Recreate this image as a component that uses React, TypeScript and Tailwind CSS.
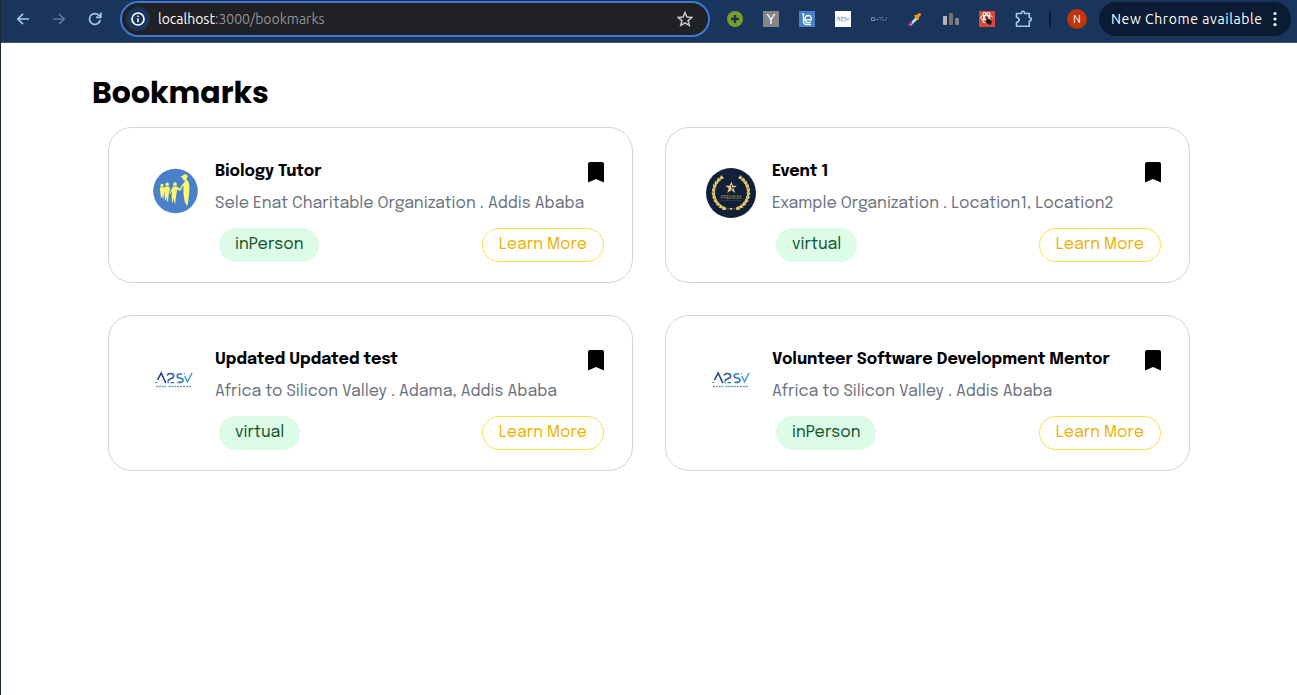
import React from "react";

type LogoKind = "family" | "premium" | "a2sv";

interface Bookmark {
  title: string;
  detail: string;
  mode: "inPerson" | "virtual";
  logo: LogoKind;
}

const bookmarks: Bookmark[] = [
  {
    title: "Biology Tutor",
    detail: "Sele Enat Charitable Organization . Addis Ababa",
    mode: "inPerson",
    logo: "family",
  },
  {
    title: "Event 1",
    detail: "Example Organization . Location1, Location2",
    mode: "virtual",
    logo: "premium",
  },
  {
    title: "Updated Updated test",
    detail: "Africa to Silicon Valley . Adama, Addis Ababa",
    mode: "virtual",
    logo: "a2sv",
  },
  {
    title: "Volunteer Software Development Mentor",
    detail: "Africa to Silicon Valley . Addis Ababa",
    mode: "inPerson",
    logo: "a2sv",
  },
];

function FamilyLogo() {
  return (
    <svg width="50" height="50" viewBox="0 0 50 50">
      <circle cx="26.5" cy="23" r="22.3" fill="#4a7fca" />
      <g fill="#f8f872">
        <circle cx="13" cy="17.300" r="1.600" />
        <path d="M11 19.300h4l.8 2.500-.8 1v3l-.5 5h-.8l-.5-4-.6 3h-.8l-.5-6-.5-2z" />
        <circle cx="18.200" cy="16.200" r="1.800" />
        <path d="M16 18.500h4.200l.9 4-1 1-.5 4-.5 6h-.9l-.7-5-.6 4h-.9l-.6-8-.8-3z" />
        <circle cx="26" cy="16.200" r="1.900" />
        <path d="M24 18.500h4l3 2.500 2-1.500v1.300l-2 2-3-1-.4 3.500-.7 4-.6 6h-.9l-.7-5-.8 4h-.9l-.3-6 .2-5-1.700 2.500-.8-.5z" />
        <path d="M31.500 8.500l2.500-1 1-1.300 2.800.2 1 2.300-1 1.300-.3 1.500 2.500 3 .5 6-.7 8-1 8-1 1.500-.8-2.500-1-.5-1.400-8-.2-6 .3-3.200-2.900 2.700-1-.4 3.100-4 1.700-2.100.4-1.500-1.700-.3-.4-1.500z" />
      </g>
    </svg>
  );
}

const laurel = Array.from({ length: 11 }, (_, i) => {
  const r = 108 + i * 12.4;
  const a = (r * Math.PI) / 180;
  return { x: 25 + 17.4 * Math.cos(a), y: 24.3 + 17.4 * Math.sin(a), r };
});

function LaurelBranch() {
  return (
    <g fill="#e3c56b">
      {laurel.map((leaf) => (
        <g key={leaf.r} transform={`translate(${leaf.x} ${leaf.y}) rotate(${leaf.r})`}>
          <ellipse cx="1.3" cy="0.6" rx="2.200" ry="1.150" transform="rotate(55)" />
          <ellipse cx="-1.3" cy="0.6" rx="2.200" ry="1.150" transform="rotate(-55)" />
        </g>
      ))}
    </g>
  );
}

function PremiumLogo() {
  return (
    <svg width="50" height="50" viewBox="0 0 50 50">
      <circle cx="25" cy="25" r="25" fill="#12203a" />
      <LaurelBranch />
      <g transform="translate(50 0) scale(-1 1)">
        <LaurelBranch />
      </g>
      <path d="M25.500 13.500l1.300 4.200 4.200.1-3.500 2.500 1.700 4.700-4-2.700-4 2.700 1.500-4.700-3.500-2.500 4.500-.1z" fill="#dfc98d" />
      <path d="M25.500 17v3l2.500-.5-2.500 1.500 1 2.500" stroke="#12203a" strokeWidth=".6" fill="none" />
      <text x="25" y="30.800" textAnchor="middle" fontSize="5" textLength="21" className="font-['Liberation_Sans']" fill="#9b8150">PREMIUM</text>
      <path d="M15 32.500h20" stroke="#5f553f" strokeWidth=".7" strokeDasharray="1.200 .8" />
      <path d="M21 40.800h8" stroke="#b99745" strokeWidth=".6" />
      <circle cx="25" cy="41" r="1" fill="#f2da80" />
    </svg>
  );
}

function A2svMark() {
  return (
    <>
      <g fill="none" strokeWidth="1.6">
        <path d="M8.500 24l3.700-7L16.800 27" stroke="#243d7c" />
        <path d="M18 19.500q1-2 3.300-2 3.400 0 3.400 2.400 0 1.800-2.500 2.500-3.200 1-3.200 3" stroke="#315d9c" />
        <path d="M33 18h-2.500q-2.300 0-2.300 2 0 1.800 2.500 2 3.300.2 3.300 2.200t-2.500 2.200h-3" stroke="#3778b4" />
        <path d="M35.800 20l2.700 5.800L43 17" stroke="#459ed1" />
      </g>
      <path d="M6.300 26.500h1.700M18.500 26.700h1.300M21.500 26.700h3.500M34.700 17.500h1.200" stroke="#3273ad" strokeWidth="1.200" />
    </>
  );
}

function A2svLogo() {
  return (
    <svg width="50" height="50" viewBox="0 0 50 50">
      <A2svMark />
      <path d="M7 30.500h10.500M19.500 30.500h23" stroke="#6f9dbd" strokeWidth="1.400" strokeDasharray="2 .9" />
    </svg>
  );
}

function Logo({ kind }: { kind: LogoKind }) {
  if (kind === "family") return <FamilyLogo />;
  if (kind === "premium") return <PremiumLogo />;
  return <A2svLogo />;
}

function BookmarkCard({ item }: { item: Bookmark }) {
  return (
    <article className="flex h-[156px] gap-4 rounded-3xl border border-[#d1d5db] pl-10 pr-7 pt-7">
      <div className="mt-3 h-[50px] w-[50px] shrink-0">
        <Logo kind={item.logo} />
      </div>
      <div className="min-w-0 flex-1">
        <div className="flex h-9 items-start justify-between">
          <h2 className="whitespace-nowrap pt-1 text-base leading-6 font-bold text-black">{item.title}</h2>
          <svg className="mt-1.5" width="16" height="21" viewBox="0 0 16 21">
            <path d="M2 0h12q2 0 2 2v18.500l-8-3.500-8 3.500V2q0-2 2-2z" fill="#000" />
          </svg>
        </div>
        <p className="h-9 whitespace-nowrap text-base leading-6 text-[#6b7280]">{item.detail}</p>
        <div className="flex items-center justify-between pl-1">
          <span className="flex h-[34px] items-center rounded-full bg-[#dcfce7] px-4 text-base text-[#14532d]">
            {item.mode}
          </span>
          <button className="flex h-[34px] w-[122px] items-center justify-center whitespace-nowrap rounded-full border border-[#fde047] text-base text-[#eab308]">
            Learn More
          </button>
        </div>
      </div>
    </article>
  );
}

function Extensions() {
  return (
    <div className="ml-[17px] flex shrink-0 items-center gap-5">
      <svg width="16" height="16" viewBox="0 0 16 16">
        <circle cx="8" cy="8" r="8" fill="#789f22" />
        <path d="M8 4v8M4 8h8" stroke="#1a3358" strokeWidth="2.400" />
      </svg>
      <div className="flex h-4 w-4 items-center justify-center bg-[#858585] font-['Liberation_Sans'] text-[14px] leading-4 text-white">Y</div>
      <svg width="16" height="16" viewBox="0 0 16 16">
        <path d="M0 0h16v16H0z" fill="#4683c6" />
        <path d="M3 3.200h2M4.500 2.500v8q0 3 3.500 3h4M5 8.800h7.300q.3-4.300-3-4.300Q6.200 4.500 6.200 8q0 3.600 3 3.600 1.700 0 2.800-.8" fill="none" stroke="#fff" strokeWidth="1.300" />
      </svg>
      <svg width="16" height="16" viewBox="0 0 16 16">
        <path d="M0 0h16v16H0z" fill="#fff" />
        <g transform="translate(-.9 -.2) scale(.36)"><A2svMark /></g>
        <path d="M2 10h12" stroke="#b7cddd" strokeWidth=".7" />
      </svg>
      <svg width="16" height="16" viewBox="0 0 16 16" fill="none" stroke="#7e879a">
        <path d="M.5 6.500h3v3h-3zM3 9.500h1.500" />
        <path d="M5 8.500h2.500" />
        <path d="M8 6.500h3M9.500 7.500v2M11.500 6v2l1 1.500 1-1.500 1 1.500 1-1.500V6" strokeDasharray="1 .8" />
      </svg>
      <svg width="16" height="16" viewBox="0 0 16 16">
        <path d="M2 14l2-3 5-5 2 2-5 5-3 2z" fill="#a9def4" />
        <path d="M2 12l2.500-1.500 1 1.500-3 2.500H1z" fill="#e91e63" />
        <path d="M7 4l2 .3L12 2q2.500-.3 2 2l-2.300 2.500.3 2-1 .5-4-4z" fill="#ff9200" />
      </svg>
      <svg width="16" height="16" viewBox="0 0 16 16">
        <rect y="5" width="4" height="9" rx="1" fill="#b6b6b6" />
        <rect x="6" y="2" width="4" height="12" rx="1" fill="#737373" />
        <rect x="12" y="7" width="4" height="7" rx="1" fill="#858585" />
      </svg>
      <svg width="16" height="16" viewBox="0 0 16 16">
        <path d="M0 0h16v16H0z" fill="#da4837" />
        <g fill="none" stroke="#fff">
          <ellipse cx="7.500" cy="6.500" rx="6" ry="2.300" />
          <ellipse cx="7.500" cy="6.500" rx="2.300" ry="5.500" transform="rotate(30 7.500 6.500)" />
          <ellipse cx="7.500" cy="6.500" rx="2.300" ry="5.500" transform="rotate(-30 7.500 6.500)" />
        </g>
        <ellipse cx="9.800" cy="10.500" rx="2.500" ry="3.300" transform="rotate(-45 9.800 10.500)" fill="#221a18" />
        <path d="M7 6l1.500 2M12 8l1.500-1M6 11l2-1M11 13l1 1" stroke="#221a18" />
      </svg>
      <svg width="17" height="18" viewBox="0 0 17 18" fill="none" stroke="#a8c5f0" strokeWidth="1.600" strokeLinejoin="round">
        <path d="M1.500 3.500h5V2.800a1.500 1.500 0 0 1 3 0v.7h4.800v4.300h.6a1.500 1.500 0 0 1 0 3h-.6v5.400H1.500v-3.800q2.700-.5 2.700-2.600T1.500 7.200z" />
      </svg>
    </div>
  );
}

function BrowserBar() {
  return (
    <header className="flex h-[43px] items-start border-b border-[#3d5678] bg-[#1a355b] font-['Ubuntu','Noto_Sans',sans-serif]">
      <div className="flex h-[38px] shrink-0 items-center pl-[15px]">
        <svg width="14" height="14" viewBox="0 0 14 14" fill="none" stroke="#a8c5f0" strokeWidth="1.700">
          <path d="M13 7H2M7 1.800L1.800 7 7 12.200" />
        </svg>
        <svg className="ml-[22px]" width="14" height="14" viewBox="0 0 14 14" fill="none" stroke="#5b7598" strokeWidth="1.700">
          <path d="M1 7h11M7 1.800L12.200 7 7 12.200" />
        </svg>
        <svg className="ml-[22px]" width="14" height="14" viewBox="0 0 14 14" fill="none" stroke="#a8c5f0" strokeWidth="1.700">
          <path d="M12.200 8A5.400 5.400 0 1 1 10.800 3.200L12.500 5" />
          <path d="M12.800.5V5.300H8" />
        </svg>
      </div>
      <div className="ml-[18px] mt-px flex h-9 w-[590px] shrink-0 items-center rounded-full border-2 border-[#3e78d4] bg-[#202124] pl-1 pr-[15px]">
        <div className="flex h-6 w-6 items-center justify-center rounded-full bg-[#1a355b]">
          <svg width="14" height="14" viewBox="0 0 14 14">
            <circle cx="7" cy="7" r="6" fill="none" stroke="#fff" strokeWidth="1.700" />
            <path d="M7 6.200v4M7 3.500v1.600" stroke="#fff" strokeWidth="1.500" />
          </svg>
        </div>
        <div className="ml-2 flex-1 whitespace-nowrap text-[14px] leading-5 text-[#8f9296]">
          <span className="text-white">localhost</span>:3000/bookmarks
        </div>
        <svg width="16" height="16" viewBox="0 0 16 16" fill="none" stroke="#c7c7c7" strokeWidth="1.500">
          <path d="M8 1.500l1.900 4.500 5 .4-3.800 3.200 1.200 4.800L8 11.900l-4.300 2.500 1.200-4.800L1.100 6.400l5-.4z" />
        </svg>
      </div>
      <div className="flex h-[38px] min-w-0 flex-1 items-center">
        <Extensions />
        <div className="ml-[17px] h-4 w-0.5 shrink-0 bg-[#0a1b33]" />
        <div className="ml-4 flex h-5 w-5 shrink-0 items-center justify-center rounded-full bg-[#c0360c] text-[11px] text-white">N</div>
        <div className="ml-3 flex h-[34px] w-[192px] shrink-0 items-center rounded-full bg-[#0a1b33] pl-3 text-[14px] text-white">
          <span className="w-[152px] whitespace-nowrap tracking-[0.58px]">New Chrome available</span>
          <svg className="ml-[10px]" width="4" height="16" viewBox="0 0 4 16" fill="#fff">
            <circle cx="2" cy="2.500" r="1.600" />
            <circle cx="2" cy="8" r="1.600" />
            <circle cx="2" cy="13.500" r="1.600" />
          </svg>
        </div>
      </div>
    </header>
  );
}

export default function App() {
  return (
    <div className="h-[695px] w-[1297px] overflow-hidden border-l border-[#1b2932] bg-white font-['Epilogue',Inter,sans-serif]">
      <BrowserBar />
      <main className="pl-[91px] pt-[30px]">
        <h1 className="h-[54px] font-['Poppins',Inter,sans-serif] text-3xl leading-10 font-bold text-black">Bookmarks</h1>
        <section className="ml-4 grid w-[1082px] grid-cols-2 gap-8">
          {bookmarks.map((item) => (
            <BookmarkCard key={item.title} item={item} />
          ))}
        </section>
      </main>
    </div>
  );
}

- - - - - - -

Goal - Every line in the data that holds "React" should be copied out.

Response for this exercise -
Recreate this image as a component that uses React, TypeScript and Tailwind CSS.
import React from "react";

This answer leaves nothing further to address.